2. If you can afford to pay off the residual within 1-2 years of lease end.
The downside is you have little flexability during the lease period if your situation changes. It's expensive to get out of a lease early.
If you're only able to afford the cheaper lease payment, then I really don't recommend leasing. You're buying more vehicle than you can afford which is never good.
Every so often this forum has some beautiful words of wisdon. Thanks, Sebring.
Although I have never leased (yet) I view it slightly differently. I see it as paying for as much vehicle as I use.
It probably trades between $2.5 and $3K. That puts you in the hole by at least $6K before you even take into account the instant depreciation on your new vehicle. You've got to save an awful lot on gas bills to make economic sense of that equation.
Or, to summarize the summary, keep driving the Amigo and pay it off before you buy something new. $6000 buys a whole lotta gas.
BIL: "Oh, we could NEVER stay under 15k miles a year."
Me: "So how much is the extra mileage charge?"
BIL: "The salesguy said we could just buy it at the end of the lease and we wouldn't have to pay the mileage charge."
Me: "Yeah, but you have to buy it at the residual."
BIL: "So?"
Me: "So, if your buyout is $18k, say, and your truck has 75k miles in 3 years, you have to buy it for $18k even if the market value for a Pathfinder with that many miles is only something like $14k."

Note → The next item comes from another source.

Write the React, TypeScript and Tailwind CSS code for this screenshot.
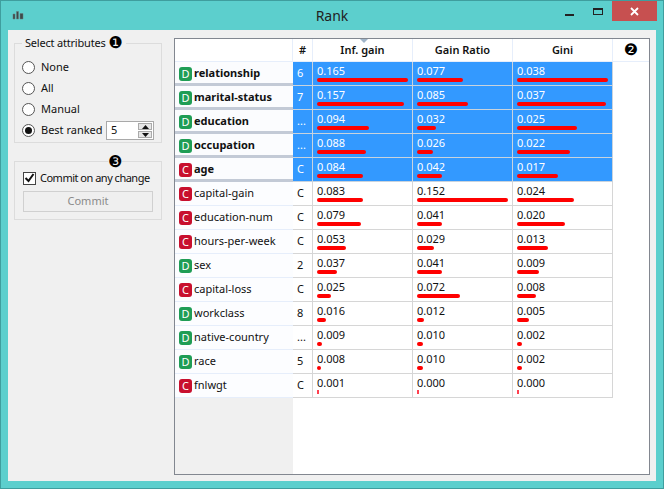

BIL: "Oh, that doesn't bother me."
Me (trying not to sound flabbergasted): "...Boy, it sure is a nice looking truck..."
Some strategy.
-Jason
I've only heard that about 3,749 times .... til' it's 2 months before the lease is up and then they realize they are 15,000 miles over their limit and they forgot to fix that $1,800 "ding" in the trunk lid .....
Leasing is good for those that go into it with "eye's wide open" .. unfortunately, most let that smaller payment blind them .. then they end up at one of the Edmunds sites crying foul and how they got ripped off ... waaay too common.
Terry.
I'm so buried in it that I would need 3 earthmovers, a dozen dump trucks, and a few backhoes to get out, even then there is no I'm still probably stuck. Luckily it will be paid off (thanks to the way things are now) in about 4 months.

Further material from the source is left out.